Yes, it has been a while since I've blogged. It's not that I haven't been busy with crafty stuff, because I have. I just pulled off some cotton chenille bath mats off the Weavebird last weekend. I discovered that I made a grievous error on one of them and I'm a little disgusted with myself at the moment. I'll post pictures later.
I also dyed some lovely alpaca/polwarth professionally processed handspun. I dyed it a beautiful deep pink color for a new baby girl. I will knit up some extremely soft booties, hat and mittens with it. It is Jacquard dye from Dharma Trading and is called just 'pink'. I suspect that if you used the dye lightly, it would be a light pink but I wanted a deep color. I 3 plied it because they live in a rather harsh climate. Pictures later.
I'm knitting mittens for the U.K. grandkids and have finished one pair for an 8 year old boy in natural gray, one pair in baby blue for an 11 year old girl and I'm working on a pair for a five year old girl in red. This last pair is made from my handspun from the alpaca/polwarth. It is such a pleasure to knit with - feels like buttah in my hands. I could almost eat it, it feels so good.
I'm also continuing to spin the polwarth alpaca. Oh, I'm also spinning some Scottish mule fleece. I'm not sure where I got this lady's name - maybe on Ravelry. I was a bit dismayed at first because there was quite a bit of scurf in it (in layman's terms: dandruff). Ewwww! No one on Ravelry (or on the Yahoo Groups lists) had much help for me on how to get rid of it. I carded it a few times a much of it seemed to come out. However, the area around the carded was littered with loose flakes. Yuk. There was a Spin-Off Magazine article on Scottish Mule fleece in the mid-year magazine. It was an interesting article where the lady who reviewed it spun the fleece in at least 3 different ways, and knitted samples from each one to do a really good comparison on the final product. I just spun it kind of semi-worsted. It's rather hairy, probably because I didn't take care when carding it to make sure all the tips faced in the same direction. I also put the fleece into the carder sideways as Judith MacKenzie-McCuin recommends to get a nice woolen product. It's coming out very white and looks and feels a bit coarse and might be very good for socks if they aren't too hairy.
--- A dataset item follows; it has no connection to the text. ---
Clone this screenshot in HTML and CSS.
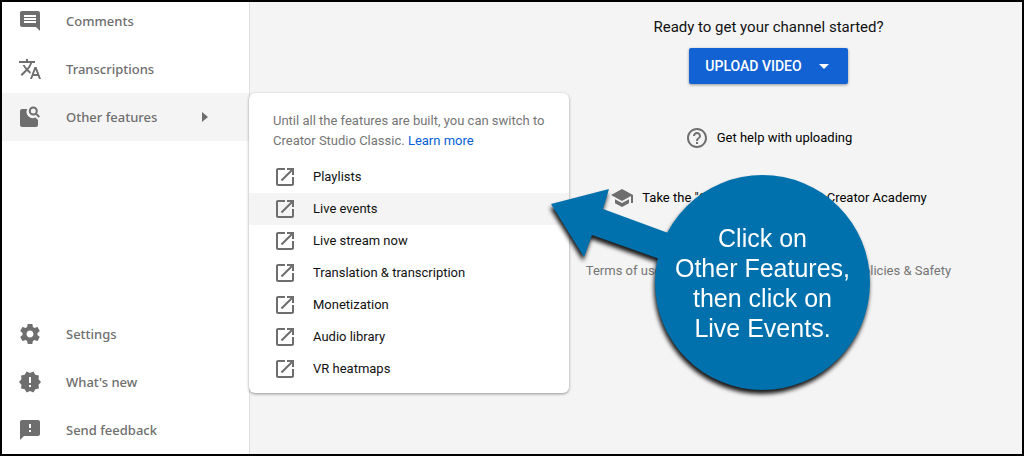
FILE: index.html
```html
<!DOCTYPE html>
<html lang="en">
<head>
    <meta charset="UTF-8">
    <meta name="viewport" content="width=device-width, initial-scale=1.0">
    <title>YouTube Studio</title>
    <link rel="stylesheet" href="styles.css">
</head>
<body>

<!-- Shared icons -->
<svg class="sprite" aria-hidden="true">
    <symbol id="open-in-new" viewBox="0 0 24 24">
        <path d="M19 19H5V5h7V3H5c-1.11 0-2 .9-2 2v14c0 1.1.89 2 2 2h14c1.1 0 2-.9 2-2v-7h-2v7zM14 3v2h3.59l-9.83 9.83 1.41 1.41L19 6.41V10h2V3h-7z"/>
    </symbol>
</svg>

<div class="app">
    <!-- Sidebar -->
    <nav class="sidebar">
        <ul class="nav-list nav-top">
            <li>
                <a class="nav-item" href="#">
                    <svg class="icon" viewBox="0 0 24 24"><path d="M21.99 4c0-1.1-.89-2-1.99-2H4c-1.1 0-2 .9-2 2v12c0 1.1.9 2 2 2h14l4 4-.01-18zM18 14H6v-2h12v2zm0-3H6V9h12v2zm0-3H6V6h12v2z"/></svg>
                    <span>Comments</span>
                </a>
            </li>
            <li>
                <a class="nav-item" href="#">
                    <svg class="icon" viewBox="0 0 24 24"><path d="M12.87 15.07l-2.54-2.51.03-.03c1.74-1.94 2.98-4.17 3.71-6.53H17V4h-7V2H8v2H1v1.99h11.17C11.5 7.92 10.44 9.75 9 11.35 8.07 10.32 7.3 9.19 6.69 8h-2c.73 1.63 1.73 3.17 2.98 4.56l-5.09 5.02L4 19l5-5 3.11 3.11.76-2.04zM18.5 10h-2L12 22h2l1.12-3h4.75L21 22h2l-4.5-12zm-2.62 7l1.62-4.33L19.12 17h-3.24z"/></svg>
                    <span>Transcriptions</span>
                </a>
            </li>
            <li class="has-menu">
                <a class="nav-item active" href="#">
                    <svg class="icon" viewBox="0 0 24 24">
                        <path d="M4 4h5.200a6.300 6.300 0 0 0 8.300 8.500L20 15v5a2 2 0 0 1-2 2H4a2 2 0 0 1-2-2V6a2 2 0 0 1 2-2z"/>
                        <circle cx="15.300" cy="6" r="3.500" fill="none" stroke="currentColor" stroke-width="2"/>
                        <path d="M17.200 9.300l1.400-1.400 3.400 3.400-1.400 1.400z"/>
                    </svg>
                    <span>Other features</span>
                    <svg class="icon caret" viewBox="0 0 24 24"><path d="M9 17l6-5-6-5v10z"/></svg>
                </a>

                <!-- Other features menu -->
                <div class="menu">
                    <p class="menu-note">Until all the features are built, you can switch to Creator Studio Classic. <a href="#">Learn more</a></p>
                    <ul class="menu-list">
                        <li><a class="menu-item" href="#"><svg class="icon"><use href="#open-in-new"/></svg>Playlists</a></li>
                        <li><a class="menu-item active" href="#"><svg class="icon"><use href="#open-in-new"/></svg>Live events</a></li>
                        <li><a class="menu-item" href="#"><svg class="icon"><use href="#open-in-new"/></svg>Live stream now</a></li>
                        <li><a class="menu-item" href="#"><svg class="icon"><use href="#open-in-new"/></svg>Translation &amp; transcription</a></li>
                        <li><a class="menu-item" href="#"><svg class="icon"><use href="#open-in-new"/></svg>Monetization</a></li>
                        <li><a class="menu-item" href="#"><svg class="icon"><use href="#open-in-new"/></svg>Audio library</a></li>
                        <li><a class="menu-item" href="#"><svg class="icon"><use href="#open-in-new"/></svg>VR heatmaps</a></li>
                    </ul>
                </div>
            </li>
        </ul>

        <ul class="nav-list">
            <li>
                <a class="nav-item" href="#">
                    <svg class="icon" viewBox="0 0 24 24"><path d="M19.43 12.98c.04-.32.07-.64.07-.98s-.03-.66-.07-.98l2.11-1.65c.19-.15.24-.42.12-.64l-2-3.46c-.12-.22-.39-.3-.61-.22l-2.490 1c-.52-.4-1.080-.73-1.690-.98l-.38-2.650C14.460 2.180 14.250 2 14 2h-4c-.25 0-.46.18-.49.42l-.38 2.650c-.61.25-1.170.59-1.690.98l-2.490-1c-.23-.09-.49 0-.61.22l-2 3.460c-.13.22-.07.49.12.64l2.110 1.650c-.04.32-.07.65-.07.98s.03.66.07.98l-2.110 1.650c-.19.15-.24.42-.12.64l2 3.460c.12.22.39.3.61.22l2.490-1c.52.4 1.080.73 1.690.98l.38 2.650c.03.24.24.42.49.42h4c.25 0 .46-.18.49-.42l.38-2.650c.61-.25 1.170-.59 1.690-.98l2.490 1c.23.09.49 0 .61-.22l2-3.460c.12-.22.07-.49-.12-.64l-2.110-1.650zM12 15.500c-1.930 0-3.500-1.570-3.500-3.500s1.570-3.500 3.500-3.500 3.500 1.570 3.500 3.500-1.570 3.500-3.500 3.500z"/></svg>
                    <span>Settings</span>
                </a>
            </li>
            <li>
                <a class="nav-item" href="#">
                    <svg class="icon" viewBox="0 0 24 24"><path d="M23 12l-2.440-2.780.34-3.680-3.610-.82-1.890-3.180L12 3 8.600 1.540 6.710 4.720l-3.610.81.34 3.680L1 12l2.440 2.780-.34 3.690 3.610.82 1.890 3.180L12 21l3.400 1.460 1.890-3.180 3.610-.82-.34-3.680L23 12zm-10 5h-2v-2h2v2zm0-4h-2V7h2v6z"/></svg>
                    <span>What's new</span>
                </a>
            </li>
            <li>
                <a class="nav-item" href="#">
                    <svg class="icon" viewBox="0 0 24 24"><path d="M20 2H4c-1.100 0-1.990.9-1.990 2L2 22l4-4h14c1.100 0 2-.9 2-2V4c0-1.100-.9-2-2-2zm-7 12h-2v-2h2v2zm0-4h-2V6h2v4z"/></svg>
                    <span>Send feedback</span>
                </a>
            </li>
        </ul>
    </nav>

    <!-- Main content -->
    <main class="content">
        <h1>Ready to get your channel started?</h1>
        <button class="upload" type="button">
            UPLOAD VIDEO
            <svg class="icon" viewBox="0 0 24 24"><path d="M7 10l5 5 5-5z"/></svg>
        </button>

        <a class="help-link" href="#">
            <svg class="icon" viewBox="0 0 24 24"><path d="M11 18h2v-2h-2v2zm1-16C6.480 2 2 6.480 2 12s4.480 10 10 10 10-4.480 10-10S17.520 2 12 2zm0 18c-4.410 0-8-3.590-8-8s3.590-8 8-8 8 3.590 8 8-3.590 8-8 8zm0-14c-2.210 0-4 1.790-4 4h2c0-1.100.9-2 2-2s2 .9 2 2c0 2-3 1.750-3 5h2c0-2.250 3-2.500 3-5 0-2.210-1.790-4-4-4z"/></svg>
            Get help with uploading
        </a>
        <a class="help-link" href="#">
            <svg class="icon" viewBox="0 0 24 24"><path d="M5 13.180v4L12 21l7-3.820v-4L12 17l-7-3.820zM12 3L1 9l11 6 9-4.910V17h2V9L12 3z"/></svg>
            Take the "Get started" course in Creator Academy
        </a>

        <footer class="footer">
            <a href="#">Terms of use</a>
            <a href="#">Privacy policy</a>
            <a href="#">Policies &amp; Safety</a>
        </footer>

        <!-- Callout bubble -->
        <div class="callout">
            <svg class="callout-arrow" viewBox="0 0 120 80"><path d="M0 17L58 2L52 22L120 47V76L41 48L33 70Z"/></svg>
            <p class="callout-bubble">Click on<br>Other Features,<br>then click on<br>Live Events.</p>
        </div>
    </main>
</div>

</body>
</html>
```
FILE: styles.css
```css
* {
    box-sizing: border-box;
}

body {
    margin: 0;
    font-family: Roboto, "Liberation Sans", sans-serif;
    font-size: 13px;
    line-height: 20px;
    color: #111;
    background-color: #f4f4f4;
}

ul, p, h1 {
    margin: 0;
    padding: 0;
    list-style: none;
}

a {
    color: inherit;
    text-decoration: none;
}

.sprite {
    display: none;
}

.icon {
    flex: none;
    width: 24px;
    height: 24px;
    fill: currentColor;
    color: #6e6e6e;
}

.app {
    display: flex;
    min-height: 100vh;
    border: 2px solid #000;
    overflow: hidden;
}

/* Sidebar */
.sidebar {
    display: flex;
    flex: none;
    flex-direction: column;
    justify-content: space-between;
    width: 248px;
    background-color: #fff;
    border-right: 1px solid #ddd;
}

/* list is scrolled slightly past the top */
.nav-top {
    margin-top: -5px;
}

.nav-item {
    display: flex;
    align-items: center;
    gap: 24px;
    height: 48px;
    padding: 0 32px 0 16px;
    font-family: "Noto Sans", sans-serif;
    font-size: 13px;
    font-weight: 500;
    color: #6e6e6e;
}

.nav-item.active {
    background-color: #f4f4f4;
}

.caret {
    margin-left: auto;
}

/* Flyout menu */
.has-menu {
    position: relative;
}

.menu {
    position: absolute;
    top: 0;
    left: 100%;
    z-index: 1;
    width: 320px;
    padding: 18px 0 8px;
    background-color: #fff;
    border-radius: 6px;
    box-shadow: 0 1px 3px rgba(0, 0, 0, 0.4);
}

.menu-note {
    padding: 0 24px 10px;
    color: #757575;
}

.menu-note a {
    color: #065fd4;
}

.menu-item {
    display: flex;
    align-items: center;
    gap: 16px;
    height: 32px;
    padding: 0 24px;
}

.menu-item.active {
    background-color: #f4f4f4;
}

/* Main content */
.content {
    position: relative;
    display: flex;
    flex: 1;
    flex-direction: column;
    align-items: center;
    padding: 15px 0 0 265px;
}

h1 {
    margin-bottom: 11px;
    font-size: 15px;
    font-weight: 400;
    line-height: 20px;
}

.upload {
    display: flex;
    align-items: center;
    gap: 10px;
    height: 36px;
    margin-bottom: 36px;
    padding: 0 12px 0 16px;
    border: none;
    border-radius: 2px;
    background-color: #1362d3;
    box-shadow: 0 1px 3px rgba(0, 0, 0, 0.4);
    color: #fff;
    font-family: inherit;
    font-size: 14px;
    font-weight: 500;
    cursor: pointer;
}

.upload .icon {
    color: #fff;
}

.help-link {
    display: flex;
    align-items: center;
    gap: 8px;
    height: 36px;
    margin-bottom: 24px;
    color: #000;
}

.footer {
    display: flex;
    gap: 57px;
    margin-top: 21px;
    color: #757575;
}

/* Callout */
.callout {
    position: absolute;
    top: 173px;
    left: 301px;
    z-index: 2;
    display: flex;
    filter: drop-shadow(-1px 4px 2px rgba(0, 0, 0, 0.9));
}

.callout-arrow {
    width: 120px;
    height: 80px;
    margin: 12px -16px 0 0;
    fill: #0071ad;
}

.callout-bubble {
    display: flex;
    align-items: center;
    justify-content: center;
    width: 215px;
    height: 215px;
    border-radius: 50%;
    background-color: #0071ad;
    color: #fff;
    font-family: "Liberation Sans", Arial, sans-serif;
    font-size: 25px;
    line-height: 30px;
    text-align: center;
}
```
I also recently sent for some beautiful brown alpaca from two girls I met at the Dixon Lambtown fiber fair. My friend Phyllis Karsten was doing sheep dog trials but I couldn't wait for her turn. It was a bit hot with no shade, even in October in the full sun. Anyway, there was an alpaca show also there that day and a couple of young women had just started raising alpacas the year before. They had never sold any as yet. They sent me a packet in the mail with samples and I sent for one of the fleeces. It seems to be quite lovely stuff. It will need to be mixed with wool so that the resulting product will have some bounce. I don't think I have anything to mix with it at the moment that will go with the grown. I don't know what will happen if I mix white wool with the brown. I think I'll do a little experimenting this weekend.
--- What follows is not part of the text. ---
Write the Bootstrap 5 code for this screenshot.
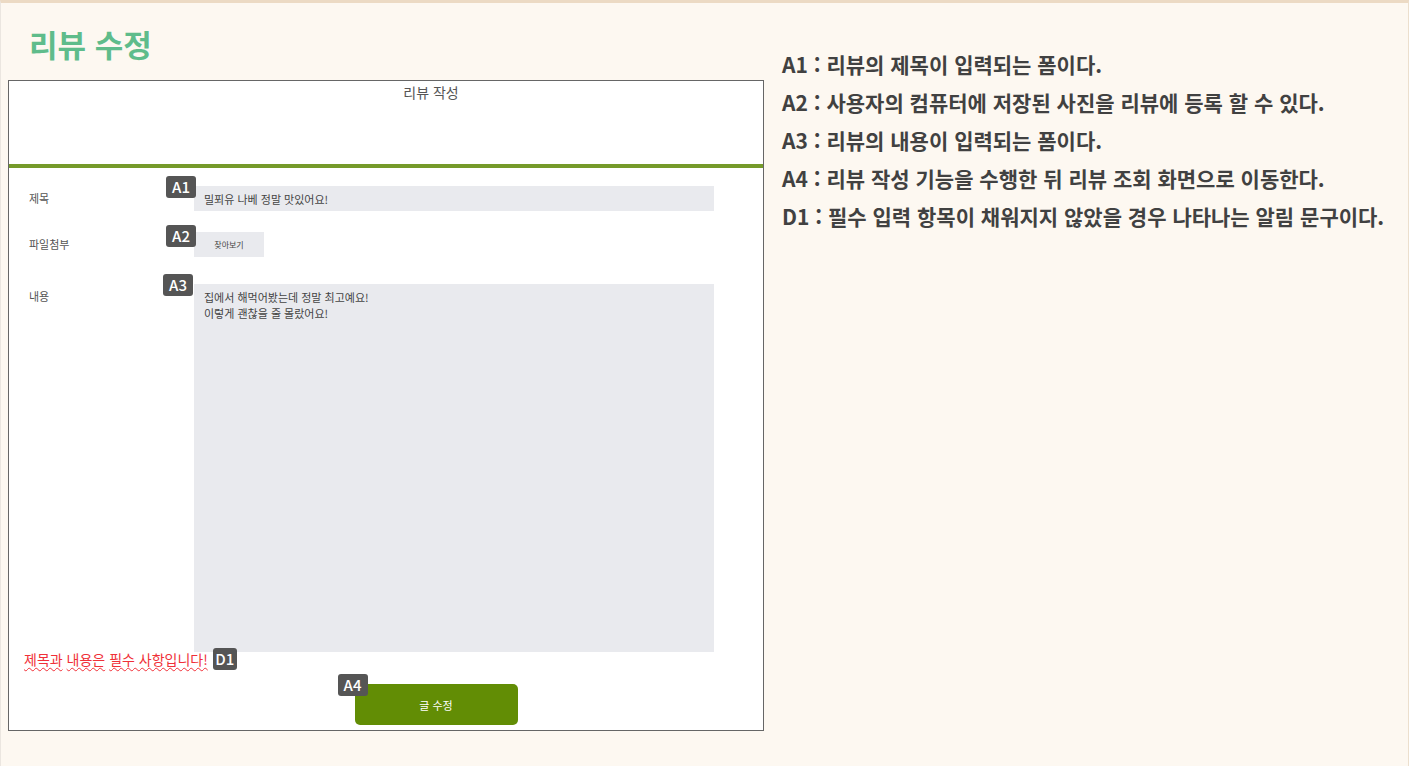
<!DOCTYPE html>
<html lang="ko">
<head>
<meta charset="utf-8">
<meta name="viewport" content="width=device-width, initial-scale=1">
<title>리뷰 수정</title>
<link href="https://cdn.jsdelivr.net/npm/bootstrap@5.3.0/dist/css/bootstrap.min.css" rel="stylesheet">
<style>
  body {
    font-family: "Noto Sans CJK KR", sans-serif;
    background: #fdf8f1;
    color: #414141;
  }
  .sheet {
    min-height: 100vh;
    padding: 21px 0 32px 7px;
    border: solid #ebe6e0;
    border-width: 3px 1px 0 1px;
    border-top-color: #ecdac4;
    border-right-color: #ecdfcd;
  }
  .sheet-grid {
    display: grid;
    grid-template-columns: minmax(0, 6fr) minmax(0, 5fr);
    column-gap: 14px;
  }
  .sheet-title { font-size: 31px; line-height: 40px; font-weight: 700; color: #5fbc8b; padding-left: 21px; margin-bottom: 16px; }
  .screen { background: #fff; border: 1px solid #666; padding-bottom: 5px; }
  .screen-head { height: 87px; border-bottom: 4px solid #759a2a; padding-left: 90px; color: #555; }
  .screen-head h2 { font-size: 14px; line-height: 22px; font-weight: 400; }
  .review-form { font-size: 11px; line-height: 16px; color: #555; }
  .fields { padding: 18px 49px 0 20px; }
  .field-name { width: 165px; flex: none; padding-top: 4px; }
  .field-box {
    display: block; width: 100%; height: 25px; border: 0; border-radius: 0; resize: none;
    background: #e9eaee; color: #444; font-size: 11px; line-height: 16px;
    padding: 4px 10px;
  }
  .field-box.tall { height: 368px; padding-top: 5px; }
  .row-title { margin-bottom: 21px; }
  .row-file { margin-bottom: 27px; }
  .btn-file { width: 70px; height: 25px; border: 0; background: #e9eaee; color: #444; font-size: 8px; line-height: 16px; padding: 0; }
  .tag {
    display: inline-block; background: #555; color: #fff; border-radius: 3px;
    font-size: 15px; line-height: 22px; height: 22px; width: 30px; text-align: center; font-weight: 500;
  }
  .tag-over { position: absolute; left: -28px; top: -10px; z-index: 1; }
  .tag-file { top: -7px; }
  .tag-content { left: -31px; }
  .tag-submit { left: -17px; }
  .tag-alert { width: 24px; }
  .alert-line { position: relative; padding-left: 15px; margin-top: -4px; gap: 5px; font-size: 14px; line-height: 22px; color: #f03038; }
  .wavy { text-decoration: underline wavy #f03038 1px; text-underline-offset: 2px; }
  .submit-row { padding-left: 100px; margin-top: 14px; }
  .btn-submit { width: 163px; height: 41px; border: 0; border-radius: 5px; background: #628d05; color: #fff; font-size: 11px; line-height: 16px; }
  .notes { padding-top: 24px; }
  .notes li { font-size: 21px; line-height: 32px; font-weight: 700; margin-bottom: 6px; }
  @media (max-width: 991px) { .sheet-grid { grid-template-columns: minmax(0, 1fr); } }
</style>
</head>
<body>
<div class="sheet">
  <div class="sheet-grid">
    <main>
      <h1 class="sheet-title">리뷰 수정</h1>
      <section class="screen">
        <header class="screen-head text-center"><h2 class="m-0">리뷰 작성</h2></header>
        <form class="review-form">
          <div class="fields">
            <div class="d-flex row-title">
              <label class="field-name" for="title">제목</label>
              <div class="position-relative flex-grow-1">
                <span class="tag tag-over">A1</span>
                <input class="field-box" id="title" type="text" value="밀푀유 나베 정말 맛있어요!">
              </div>
            </div>
            <div class="d-flex row-file">
              <label class="field-name" for="file">파일첨부</label>
              <div class="position-relative d-flex">
                <span class="tag tag-over tag-file">A2</span>
                <button class="btn-file" id="file" type="button">찾아보기</button>
              </div>
            </div>
            <div class="d-flex">
              <label class="field-name" for="content">내용</label>
              <div class="position-relative flex-grow-1">
                <span class="tag tag-over tag-content">A3</span>
                <textarea class="field-box tall" id="content">집에서 해먹어봤는데 정말 최고예요!
이렇게 괜찮을 줄 몰랐어요!</textarea>
              </div>
            </div>
          </div>
          <div class="alert-line d-flex align-items-center">
            <span><span class="wavy">제목과</span> <span class="wavy">내용은</span> <span class="wavy">필수 사항입니다!</span></span>
            <span class="tag tag-alert">D1</span>
          </div>
          <div class="submit-row d-flex justify-content-center">
            <div class="position-relative">
              <span class="tag tag-over tag-submit">A4</span>
              <button class="btn-submit d-block" type="button">글 수정</button>
            </div>
          </div>
        </form>
      </section>
    </main>
    <aside class="notes ps-1">
      <ul class="list-unstyled m-0">
        <li>A1 : 리뷰의 제목이 입력되는 폼이다.</li>
        <li>A2 : 사용자의 컴퓨터에 저장된 사진을 리뷰에 등록 할 수 있다.</li>
        <li>A3 : 리뷰의 내용이 입력되는 폼이다.</li>
        <li>A4 : 리뷰 작성 기능을 수행한 뒤 리뷰 조회 화면으로 이동한다.</li>
        <li>D1 : 필수 입력 항목이 채워지지 않았을 경우 나타나는 알림 문구이다.</li>
      </ul>
    </aside>
  </div>
</div>
<script src="https://cdn.jsdelivr.net/npm/bootstrap@5.3.0/dist/js/bootstrap.bundle.min.js"></script>
</body>
</html>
The boles on my cotton plants are beginning to open. Two of the couple of dozen bolls are open. I'm quite unreasonably excited about that and go out there most days to see if any more have opened. October seems to be the month that they open, from what I've heard. If they don't open by the first frost, I'll put them in a food dehydrator to open them. But I hope it won't come to that.
That's it for now. I'll try to remember to take some pictures this weekend. Chow!